Derek’s two-month rewrite with the hindsight of implementing the system in the first place and then living through the first rewrite failure is easy to understand: one person knew both the system and the implementation technology intimately. No communication barrier. No requirements risk.
If there is one lesson to draw here it is that “There is always more than one way to look at any issue.”
simplicitySo, was the problem choosing Rails? Or choosing to bring in an outsider to implement a technology the insider didn’t know intimately? This is a
false dichotomy, of course. Failed projects may have many problems.
But when trying to simplify the situation and derive useful conclusions, my heuristic is to look for the simplest explanation, the one with the fewest moving parts. The technology explanation is very specific and with many dangling caveats. It only applies to projects involving rewrites from PHP to Rails, and even then only those projects that are messy and have legacy data models that aren’t particularly CRUD-dy.
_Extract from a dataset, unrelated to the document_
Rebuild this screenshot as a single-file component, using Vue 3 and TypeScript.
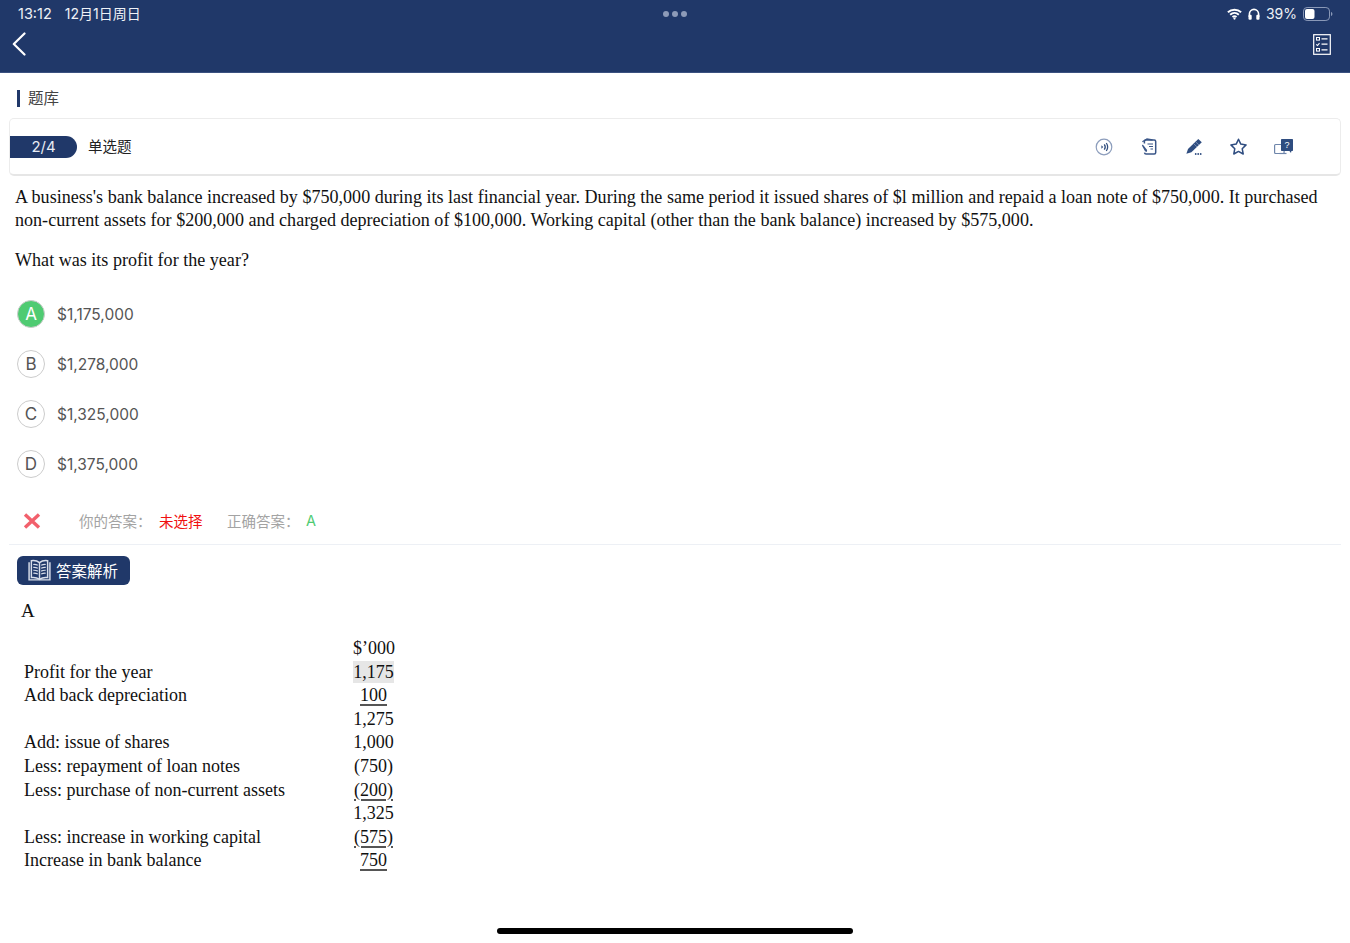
<script setup lang="ts">
interface Opt { key: string; text: string; correct?: boolean }
const options: Opt[] = [
  { key: 'A', text: '$1,175,000', correct: true },
  { key: 'B', text: '$1,278,000' },
  { key: 'C', text: '$1,325,000' },
  { key: 'D', text: '$1,375,000' },
]
interface Row { label: string; value: string; under?: boolean; mark?: boolean }
const rows: Row[] = [
  { label: '', value: '$’000' },
  { label: 'Profit for the year', value: '1,175', mark: true },
  { label: 'Add back depreciation', value: '100', under: true },
  { label: '', value: '1,275' },
  { label: 'Add: issue of shares', value: '1,000' },
  { label: 'Less: repayment of loan notes', value: '(750)' },
  { label: 'Less: purchase of non-current assets', value: '(200)', under: true },
  { label: '', value: '1,325' },
  { label: 'Less: increase in working capital', value: '(575)', under: true },
  { label: 'Increase in bank balance', value: '750', under: true },
]
</script>

<template>
  <div class="page">
    <header class="top">
      <div class="status">
        <div class="status-left"><span class="time">13:12</span><span>12月1日周日</span></div>
        <div class="dots"><i></i><i></i><i></i></div>
        <div class="status-right">
          <svg width="15" height="12" viewBox="0 0 17 13" fill="none" stroke="#fff" stroke-width="2.200">
            <path d="M1 4.600C5.300.6 11.700.6 16 4.600" />
            <path d="M3.600 7.400c2.900-2.600 6.900-2.600 9.800 0" />
            <path d="M6.200 10c1.400-1.100 3.200-1.100 4.600 0" />
            <circle cx="8.500" cy="11.700" r="1.300" fill="#fff" stroke="none" />
          </svg>
          <svg class="phones" width="12" height="12" viewBox="0 0 12 12" fill="none">
            <path d="M1.400 9V6a4.600 4.600 0 0 1 9.200 0v3" stroke="#fff" stroke-width="1.600" />
            <rect x="0.500" y="6.800" width="3.200" height="5" rx="1.100" fill="#fff" />
            <rect x="8.300" y="6.800" width="3.200" height="5" rx="1.100" fill="#fff" />
          </svg>
          <span class="pct">39%</span>
          <svg width="30" height="14" viewBox="0 0 30 14" fill="none">
            <rect x="0.500" y="0.500" width="26" height="13" rx="3.600" stroke="#8a99b8" />
            <rect x="2" y="2" width="9.500" height="10" rx="2" fill="#fff" />
            <path d="M28 5v4c.9-.3 1.400-1 1.400-2S28.900 5.300 28 5z" fill="#8a99b8" />
          </svg>
        </div>
      </div>
      <div class="nav">
        <svg width="14" height="24" viewBox="0 0 14 24" fill="none" stroke="#fff" stroke-width="2.200" stroke-linecap="round" stroke-linejoin="round">
          <path d="M12.500 1.500 1.800 12l10.700 10.500" />
        </svg>
        <svg width="18" height="21" viewBox="0 0 18 21" fill="none" stroke="#fff">
          <rect x="0.700" y="0.700" width="16.600" height="19.600" stroke-width="1.200" />
          <rect x="3.500" y="3.500" width="3" height="2.600" stroke-width="1" />
          <path d="M8.500 4.800h6M8.500 10.200h6M8.500 15.800h6" stroke-width="1.200" />
          <path d="m3.300 10.300 1.200 1.200 2-2.300" stroke-width="1.100" />
          <rect x="3.500" y="14.500" width="3" height="2.600" stroke-width="1" />
        </svg>
      </div>
    </header>

    <div class="crumb"><span>题库</span></div>

    <div class="card">
      <div class="card-left">
        <div class="pill">2/4</div>
        <div class="type">单选题</div>
      </div>
      <div class="tools">
        <svg width="18" height="18" viewBox="0 0 18 18" fill="none" stroke="#33507f">
          <circle cx="9" cy="9" r="7.800" stroke="#8c9dbc" stroke-width="1.200" />
          <path d="M6.400 7.200 8.200 9l-1.800 1.800z" fill="#33507f" stroke="none" />
          <path d="M9.300 6.300c1.200 1.700 1.200 3.700 0 5.400" stroke-width="1.300" />
          <path d="M11.300 5c1.700 2.500 1.700 5.500 0 8" stroke-width="1.300" />
        </svg>
        <svg width="16" height="17" viewBox="0 0 16 17" fill="none" stroke="#3a5688" stroke-width="1.500">
          <path d="M3.400 5.500V3.600c0-.9.600-1.500 1.500-1.500h8.300c.9 0 1.500.6 1.500 1.500v10.800c0 .9-.6 1.500-1.500 1.500H5c-.8 0-1.400-.5-1.500-1.200" />
          <path d="M1.400 3.800 6 1l5.600 1" stroke-width="1.300" />
          <path d="M6.500 6h5.500M8 8.500h4M9.500 11h2.500" stroke-width="1.200" />
          <path d="m1.800 6.400 4.300 5.700-.3 2-1.800-.9L.9 7.600z" fill="#3a5688" stroke="none" />
        </svg>
        <svg class="pencil" width="16" height="16" viewBox="0 0 16 16" fill="#2f4d80">
          <path d="M12.300 0 15.800 3.300 5.400 13.200.4 14.800 2 9.900z" />
          <path d="m9.600 2.800 3.400 3.200M7.700 4.700l3.300 3.200" stroke="#8fa3c4" stroke-width=".7" fill="none" />
          <circle cx="9.700" cy="15" r=".9" />
          <circle cx="12.200" cy="15" r=".9" />
          <circle cx="14.700" cy="15" r=".9" />
        </svg>
        <svg width="17" height="17" viewBox="0 0 17 17" fill="none" stroke="#2f4d80" stroke-width="1.500" stroke-linejoin="round">
          <path d="m8.500 1.200 2.300 4.900 5.300.8-3.900 3.800 1 5.300-4.700-2.600L3.800 16l1-5.300L.9 6.900l5.300-.8z" />
        </svg>
        <svg width="20" height="16" viewBox="0 0 20 16" fill="none">
          <rect x="0.600" y="5.500" width="9.500" height="9" rx="1" stroke="#6f86ab" stroke-width="1.200" />
          <path d="M5.500 14.500h7" stroke="#6f86ab" stroke-width="1.200" />
          <path d="M7 .700c0-.4.300-.7.700-.7H18.300c.4 0 .7.300.7.700v10.600c0 .4-.3.700-.7.700h-.9l-.4 2-1.600-2H7.700c-.4 0-.7-.3-.7-.7z" fill="#2f4d80" />
          <text x="13" y="9" class="qmark">?</text>
        </svg>
      </div>
    </div>

    <section class="question">
      <p class="para">A business's bank balance increased by $750,000 during its last financial year. During the same period it issued shares of $l million and repaid a loan note of $750,000. It purchased non-current assets for $200,000 and charged depreciation of $100,000. Working capital (other than the bank balance) increased by $575,000.</p>
      <p class="ask">What was its profit for the year?</p>
    </section>

    <ul class="options">
      <li v-for="o in options" :key="o.key" class="option">
        <span class="badge" :class="{ ok: o.correct }">{{ o.key }}</span>
        <span>{{ o.text }}</span>
      </li>
    </ul>

    <div class="result">
      <svg class="cross" width="18" height="16" viewBox="0 0 18 16" fill="none" stroke="#f2606c" stroke-width="3.400">
        <path d="m2 1.500 14 13M16 1.500l-14 13" />
      </svg>
      <span class="muted first">你的答案：</span>
      <span class="red">未选择</span>
      <span class="muted second">正确答案：</span>
      <span class="green">A</span>
    </div>

    <div class="analysis-head">
      <div class="analysis-tag">
        <svg width="25" height="25" viewBox="0 0 24 24" fill="none" stroke="#d8deea" stroke-width="1">
          <path d="M2 4v17h20V4" stroke-width="1.400" />
          <path d="M12 4.500C9.800 2.700 7 2.200 4.200 2.600V18.800c2.800-.4 5.600.1 7.800 1.700 2.200-1.600 5-2.100 7.800-1.700V2.600C17 2.200 14.200 2.700 12 4.500zM12 4.500v16" stroke-width="1.400" />
          <path d="M6 6.200c1.400-.1 3 .1 4.400.8M6 9c1.400-.1 3 .1 4.400.8M6 11.800c1.400-.1 3 .1 4.400.8M6 14.600c1.400-.1 3 .1 4.400.8M18 6.200c-1.400-.1-3 .1-4.400.8M18 9c-1.400-.1-3 .1-4.400.8M18 11.800c-1.400-.1-3 .1-4.400.8M18 14.600c-1.400-.1-3 .1-4.400.8" stroke-width="1.100" />
        </svg>
        <span>答案解析</span>
      </div>
    </div>

    <div class="answer-letter">A</div>

    <div class="sheet">
      <template v-for="(r, i) in rows" :key="i">
        <div class="sheet-label">{{ r.label }}</div>
        <div class="sheet-value"><span :class="{ under: r.under, mark: r.mark }">{{ r.value }}</span></div>
      </template>
    </div>

    <div class="home"></div>
  </div>
</template>

<style>
html, body { margin: 0; background: #fff; }
</style>

<style scoped>
.page {
  height: 943px;
  display: flex;
  flex-direction: column;
  overflow: hidden;
  background: #fff;
  font-family: Inter, "Noto Sans CJK SC", sans-serif;
}
.top {
  height: 73px;
  flex: none;
  background: #203869;
  color: #fff;
  padding: 5px 18px 0;
  box-sizing: border-box;
  border-bottom: 1px solid #3b5180;
}
.status {
  display: grid;
  grid-template-columns: 1fr auto 1fr;
  align-items: center;
  height: 18px;
  font-size: 14px;
  line-height: 18px;
  color: #eef1f6;
}
.status-left { display: flex; gap: 13px; align-items: baseline; }
.time { font-size: 14.500px; }
.dots { display: flex; gap: 3px; }
.dots i { width: 6px; height: 6px; border-radius: 50%; background: #8d9bb8; }
.status-right { display: flex; justify-content: flex-end; align-items: center; margin-right: -1px; }
.phones { margin-left: 6px; }
.pct { margin: 0 6px; font-size: 14px; }
.nav {
  display: flex;
  justify-content: space-between;
  align-items: center;
  margin: 9px 1px 0 -6px;
  height: 24px;
}
.crumb {
  margin: 17px 0 0 17px;
  padding-left: 8px;
  border-left: 3px solid #203869;
  height: 17px;
  line-height: 17px;
  font-size: 15.500px;
  color: #444;
}
.card {
  margin: 11px 9px 0;
  height: 58px;
  flex: none;
  box-sizing: border-box;
  border: 1px solid #ececec;
  border-bottom: 2px solid #e6e6e6;
  border-radius: 5px;
  display: flex;
  align-items: center;
  justify-content: space-between;
}
.card-left { display: flex; align-items: center; }
.pill {
  width: 67px;
  height: 22px;
  line-height: 22px;
  text-align: center;
  background: #203869;
  color: #e8ecf3;
  font-size: 15px;
  border-radius: 0 11px 11px 0;
}
.type { margin-left: 11px; padding-bottom: 2px; font-size: 14.500px; color: #222; }
.tools {
  display: flex;
  align-items: center;
  justify-content: space-between;
  width: 199px;
  margin-right: 46px;
}
.pencil { margin-left: 2px; }
.qmark { fill: #fff; font-size: 9px; text-anchor: middle; font-family: "Liberation Sans", sans-serif; }
.question {
  margin: 0;
  padding: 10px 15px 0;
  font-family: "Liberation Serif", serif;
  font-size: 18.080px;
  line-height: 23px;
  color: #111;
}
.para { margin: 0; }
.ask { margin: 17px 0 0; }
.options {
  list-style: none;
  margin: 17px 0 0;
  padding: 0 0 0 17px;
}
.option {
  height: 50px;
  display: flex;
  align-items: center;
  gap: 12px;
  font-size: 15.500px;
  color: #555;
}
.badge {
  width: 28px;
  height: 28px;
  box-sizing: border-box;
  border: 1px solid #ccc;
  border-radius: 50%;
  display: flex;
  align-items: center;
  justify-content: center;
  font-size: 17px;
  color: #555;
}
.badge.ok { background: #4fcb72; color: #fff; }
.result {
  margin: 10px 9px 0;
  padding: 0 0 2px 14px;
  height: 46px;
  flex: none;
  box-sizing: border-box;
  border-bottom: 1px solid #edf0f5;
  display: flex;
  align-items: center;
  font-size: 14.500px;
}
.muted { color: #a3a3a3; }
.first { margin-left: 38px; }
.red { margin-left: 7.500px; color: #f01010; }
.second { margin-left: 24.500px; }
.green { margin-left: 6.500px; color: #4fcb72; }
.analysis-head { padding: 11px 0 0 17px; }
.analysis-tag {
  width: 113px;
  height: 29px;
  box-sizing: border-box;
  padding: 0 0 1px 10px;
  background: #203869;
  border-radius: 6px;
  color: #fff;
  display: flex;
  align-items: center;
  gap: 4px;
  font-size: 15.500px;
}
.answer-letter {
  margin: 15px 0 0 21px;
  font-family: "Liberation Serif", serif;
  font-size: 19px;
  line-height: 22px;
  color: #111;
}
.sheet {
  margin: 15px 0 0 24px;
  display: grid;
  grid-template-columns: 329px 41px;
  grid-auto-rows: 23.600px;
  font-family: "Liberation Serif", serif;
  font-size: 18px;
  line-height: 22px;
  color: #111;
}
.sheet-value { text-align: center; white-space: nowrap; }
.under { text-decoration: underline; text-decoration-color: #555; text-decoration-thickness: 1.500px; text-underline-offset: 3px; }
.mark { background: #e6e6e6; padding: 1px 0; }
.home {
  margin: auto auto 9px;
  width: 356px;
  height: 6px;
  border-radius: 3px;
  background: #000;
}
</style>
The people explanation is much simpler. It explains what we observed here as well as what we observed in many other projects, and it does so with very few caveats and conditions.
My personal heuristic is to go with the simpler explanation that applies to the widest possible set of observations in the wild.
As several people have pointed out here and
elsewhere, we are working with anecdotal evidence. And the plural of anecdote is
not data. But we must soldier on in our industry. If we waited until we could rigorously “prove” anything about software development before forming conclusions, we wouldn’t have budged from toggling switches on front panels.